Pour expliquer l'approche de l'Europe vis-à-vis de l'Azerbaïdjan (ainsi que de la Russie, des pays post-soviétiques et de la Chine), la socio-anthropologue Sevil Huseinova rappelle que, dans les années 1960, la RFA a mené une politique de Wandel durch Annäherung (« changement par le rapprochement ») avec l'Allemagne de l'Est autocratique.

« Malgré le fait que la RDA était un pays autoritaire qui représentait essentiellement une menace pour la RFA pendant la guerre froide, des hommes politiques sensés pensaient à un rapprochement, en regardant plusieurs années en avant. Et cela a vraiment fonctionné, bien que 30 ans plus tard », dit-elle.

Cette politique, selon l'expert, s'est aujourd'hui transformée en Wandel durch Handel (« changement par le commerce »). « Il s'agit de principes mutuellement bénéfiques : vous nous donnez des matières premières et un espace pour le développement commercial bilatéral ; nous vous donnons, avec les nouvelles technologies et les innovations, des idées de démocratie, de droits de l'homme et de libertés ».

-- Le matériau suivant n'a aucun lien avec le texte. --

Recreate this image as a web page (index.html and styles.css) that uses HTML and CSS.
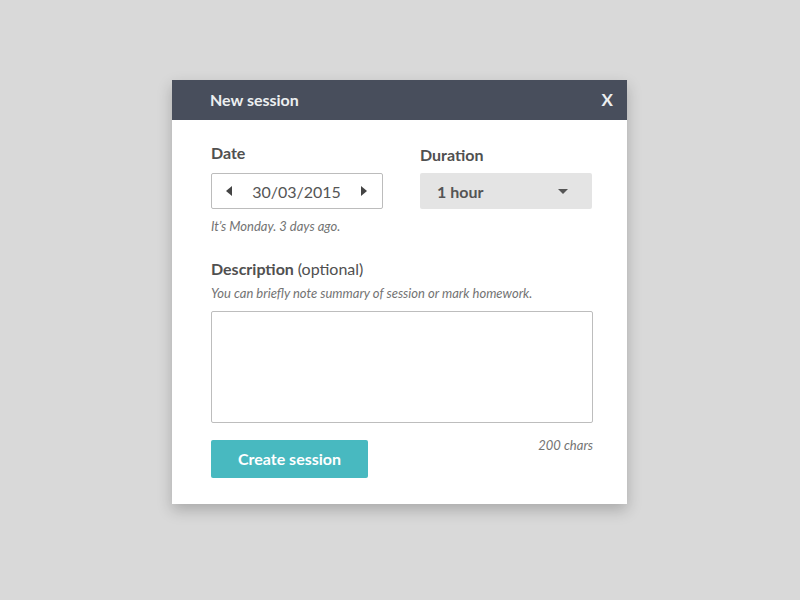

Il est vrai, selon l'anthropologue, qu'en raison de la situation à Taïwan et de l'oppression des Ouïgours en Chine, ainsi qu'après la guerre de la Russie en Ukraine, des voix de plus en plus fortes s'élèvent en Europe pour considérer la politique du Wandel durch Handel comme injustifiée et demander son abandon - adoptant ainsi une position plus dure à l'égard des autocraties.

L'historien Arif Yunus ajoute que les réformes démocratiques en Azerbaïdjan devraient être reflétées dans un document séparé.

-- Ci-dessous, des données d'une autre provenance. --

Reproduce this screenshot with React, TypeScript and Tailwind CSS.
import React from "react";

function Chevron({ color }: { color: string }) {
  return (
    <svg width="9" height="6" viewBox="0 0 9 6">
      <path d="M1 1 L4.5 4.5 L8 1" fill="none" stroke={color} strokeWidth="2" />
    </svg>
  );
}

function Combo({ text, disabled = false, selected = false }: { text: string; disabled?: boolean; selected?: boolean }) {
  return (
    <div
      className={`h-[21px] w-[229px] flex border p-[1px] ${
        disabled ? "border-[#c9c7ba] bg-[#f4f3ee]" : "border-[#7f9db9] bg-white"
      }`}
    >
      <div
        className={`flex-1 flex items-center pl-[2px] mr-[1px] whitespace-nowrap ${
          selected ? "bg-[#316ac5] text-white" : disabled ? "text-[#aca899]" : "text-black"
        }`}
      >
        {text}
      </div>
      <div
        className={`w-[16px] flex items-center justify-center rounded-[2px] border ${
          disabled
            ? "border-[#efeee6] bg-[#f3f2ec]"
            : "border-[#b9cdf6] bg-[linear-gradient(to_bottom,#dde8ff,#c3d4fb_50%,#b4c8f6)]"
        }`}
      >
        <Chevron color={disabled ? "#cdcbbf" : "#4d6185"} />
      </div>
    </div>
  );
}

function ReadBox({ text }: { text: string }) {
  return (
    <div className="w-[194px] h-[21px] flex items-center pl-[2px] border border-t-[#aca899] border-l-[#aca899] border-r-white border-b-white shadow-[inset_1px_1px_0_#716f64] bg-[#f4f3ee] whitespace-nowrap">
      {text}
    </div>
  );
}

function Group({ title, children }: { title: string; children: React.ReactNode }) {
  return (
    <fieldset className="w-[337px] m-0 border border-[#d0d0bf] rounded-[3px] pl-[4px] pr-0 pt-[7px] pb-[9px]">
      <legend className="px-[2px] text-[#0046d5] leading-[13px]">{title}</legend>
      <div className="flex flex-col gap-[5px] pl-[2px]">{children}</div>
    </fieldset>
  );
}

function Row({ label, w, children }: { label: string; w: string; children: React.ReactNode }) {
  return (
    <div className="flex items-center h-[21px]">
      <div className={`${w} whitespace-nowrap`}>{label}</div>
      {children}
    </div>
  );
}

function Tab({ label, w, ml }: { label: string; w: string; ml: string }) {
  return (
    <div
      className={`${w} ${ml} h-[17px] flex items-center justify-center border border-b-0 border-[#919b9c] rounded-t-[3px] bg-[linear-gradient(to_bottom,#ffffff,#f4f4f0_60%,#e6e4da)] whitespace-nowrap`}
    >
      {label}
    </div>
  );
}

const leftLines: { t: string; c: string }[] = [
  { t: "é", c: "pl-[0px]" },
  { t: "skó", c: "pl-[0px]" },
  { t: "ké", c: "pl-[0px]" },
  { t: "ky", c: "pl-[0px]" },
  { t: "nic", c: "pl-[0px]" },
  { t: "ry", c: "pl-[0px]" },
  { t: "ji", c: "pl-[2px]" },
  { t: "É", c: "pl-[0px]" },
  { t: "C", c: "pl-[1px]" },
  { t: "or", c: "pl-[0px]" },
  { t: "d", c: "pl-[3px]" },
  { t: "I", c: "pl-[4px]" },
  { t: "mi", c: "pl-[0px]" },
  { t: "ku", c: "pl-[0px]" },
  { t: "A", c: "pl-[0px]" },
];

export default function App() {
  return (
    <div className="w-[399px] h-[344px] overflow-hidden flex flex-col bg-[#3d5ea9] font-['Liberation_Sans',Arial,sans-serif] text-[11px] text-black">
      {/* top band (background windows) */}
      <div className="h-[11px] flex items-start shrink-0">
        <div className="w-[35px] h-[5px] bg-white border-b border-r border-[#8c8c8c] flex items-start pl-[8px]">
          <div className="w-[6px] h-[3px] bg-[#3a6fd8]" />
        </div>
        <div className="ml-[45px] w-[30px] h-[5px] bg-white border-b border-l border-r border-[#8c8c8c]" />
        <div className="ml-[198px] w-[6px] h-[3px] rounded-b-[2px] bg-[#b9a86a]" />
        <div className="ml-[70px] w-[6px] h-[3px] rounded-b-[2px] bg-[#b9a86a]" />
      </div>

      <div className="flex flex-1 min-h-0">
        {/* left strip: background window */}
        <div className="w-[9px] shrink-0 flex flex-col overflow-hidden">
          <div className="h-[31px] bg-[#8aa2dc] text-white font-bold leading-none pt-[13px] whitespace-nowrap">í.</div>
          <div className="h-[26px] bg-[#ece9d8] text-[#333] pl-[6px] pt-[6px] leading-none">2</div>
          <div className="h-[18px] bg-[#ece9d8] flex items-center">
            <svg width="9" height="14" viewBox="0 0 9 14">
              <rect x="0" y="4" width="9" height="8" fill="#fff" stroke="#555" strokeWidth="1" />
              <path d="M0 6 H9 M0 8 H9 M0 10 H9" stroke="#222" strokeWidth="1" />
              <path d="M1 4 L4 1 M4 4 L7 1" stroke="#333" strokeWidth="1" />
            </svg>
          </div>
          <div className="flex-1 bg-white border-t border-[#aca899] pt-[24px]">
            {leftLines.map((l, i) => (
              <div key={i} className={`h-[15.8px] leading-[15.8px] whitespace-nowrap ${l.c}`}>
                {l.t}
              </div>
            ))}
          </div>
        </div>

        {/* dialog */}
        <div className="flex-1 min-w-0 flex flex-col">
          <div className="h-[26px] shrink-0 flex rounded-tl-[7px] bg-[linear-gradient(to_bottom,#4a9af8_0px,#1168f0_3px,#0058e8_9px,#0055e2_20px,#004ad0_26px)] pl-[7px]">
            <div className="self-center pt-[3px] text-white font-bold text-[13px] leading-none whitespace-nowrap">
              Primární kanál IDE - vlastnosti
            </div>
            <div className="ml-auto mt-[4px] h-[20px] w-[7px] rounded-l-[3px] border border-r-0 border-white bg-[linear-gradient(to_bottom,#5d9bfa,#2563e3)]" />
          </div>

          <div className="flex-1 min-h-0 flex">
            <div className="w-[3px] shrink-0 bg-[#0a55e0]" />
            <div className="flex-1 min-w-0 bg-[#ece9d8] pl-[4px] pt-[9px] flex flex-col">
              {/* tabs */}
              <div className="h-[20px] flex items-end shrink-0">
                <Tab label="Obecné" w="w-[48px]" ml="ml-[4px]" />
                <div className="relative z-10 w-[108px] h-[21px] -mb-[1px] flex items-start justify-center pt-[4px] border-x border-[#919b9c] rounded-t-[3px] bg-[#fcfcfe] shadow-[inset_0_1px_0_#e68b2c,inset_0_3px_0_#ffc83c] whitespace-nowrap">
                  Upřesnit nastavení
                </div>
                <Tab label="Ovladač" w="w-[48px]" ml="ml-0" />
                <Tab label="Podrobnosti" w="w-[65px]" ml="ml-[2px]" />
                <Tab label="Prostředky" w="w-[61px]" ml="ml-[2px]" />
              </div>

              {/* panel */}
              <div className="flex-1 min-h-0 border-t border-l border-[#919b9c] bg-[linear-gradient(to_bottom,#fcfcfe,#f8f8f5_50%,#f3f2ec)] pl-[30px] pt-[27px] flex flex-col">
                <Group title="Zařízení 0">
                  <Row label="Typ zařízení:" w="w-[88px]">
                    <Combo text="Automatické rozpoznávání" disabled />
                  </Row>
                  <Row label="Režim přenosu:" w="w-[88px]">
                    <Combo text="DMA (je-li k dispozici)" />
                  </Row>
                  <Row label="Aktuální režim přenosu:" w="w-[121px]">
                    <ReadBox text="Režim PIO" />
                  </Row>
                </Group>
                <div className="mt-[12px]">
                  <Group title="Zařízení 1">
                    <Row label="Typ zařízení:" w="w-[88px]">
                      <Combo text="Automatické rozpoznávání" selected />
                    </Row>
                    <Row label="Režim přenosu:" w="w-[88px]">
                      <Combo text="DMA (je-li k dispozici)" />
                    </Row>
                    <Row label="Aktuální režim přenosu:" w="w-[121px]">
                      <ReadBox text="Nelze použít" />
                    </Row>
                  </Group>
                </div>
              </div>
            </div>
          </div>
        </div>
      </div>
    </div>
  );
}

« Il s'agit des négociations en cours depuis 2017 pour conclure un accord global UE-Azerbaïdjan », - précise l'historien. « Là, depuis cinq ans, l'UE insiste pour que les autorités azerbaïdjanaises s'engagent à procéder à des changements législatifs sérieux, à organiser des élections et à développer la société civile. Et ici, le rôle clé dans la politique de pression sur Bakou officiel est joué par le Parlement européen, où les sentiments anti-Aliyev sont très forts ».

En effet, les mêmes jours que la visite du commissaire à Bakou, la 18e réunion entre le ministre des Affaires étrangères de l'Azerbaïdjan et le responsable de la politique étrangère et de sécurité de l'UE se tenait à Bruxelles pour discuter de l'accord global UE-Azerbaïdjan.

Dans le même temps, une réunion s'est tenue à Bakou entre Aliyev et une délégation du Parlement européen sur les affaires internationales, au cours de laquelle Aliyev a déclaré que le Parlement européen avait adopté un certain nombre de résolutions « anti-azerbaïdjanaises » et que « des accusations, des insultes et de fausses informations » avaient été diffusées en général contre l'Azerbaïdjan. M. Aliyev a déclaré aux délégués qu'il était même « un peu surpris » qu'ils soient venus à Bakou. La presse pro-gouvernementale a accueilli la réunion de manière hostile, soupçonnant l'influence du lobby arménien.

Les réunions sur le pétrole et le gaz, en revanche, ont été accueillies beaucoup plus favorablement par les autorités et la presse azerbaïdjanaise.

Gligor Radečić, de l'ONG environnementale Bankwatch, souligne que l'Azerbaïdjan « n'est pas le seul régime oppressif vers lequel l'UE s'est tournée pour s'approvisionner en gaz fossile après l'invasion russe de l'Ukraine », il y a aussi l'Arabie saoudite et le Qatar, des pays où la démocratie n'est pas non plus au beau fixe.

M. Radečić note que des études ont déjà montré que, dans les pays riches en pétrole et en gaz, la démocratie est fortement ébranlée et que l'afflux d'argent provenant des industries extractives pousse les démocraties faibles et les États autoritaires à davantage de répression.

L'expert estime que, du moins pour le moment, il est plus important pour la Commission européenne et les gouvernements de l'UE de montrer à leurs électeurs qu'ils tentent d'atténuer la crise énergétique avant l'arrivée de l'hiver, tout en cachant les implications en matière de droits de l'homme.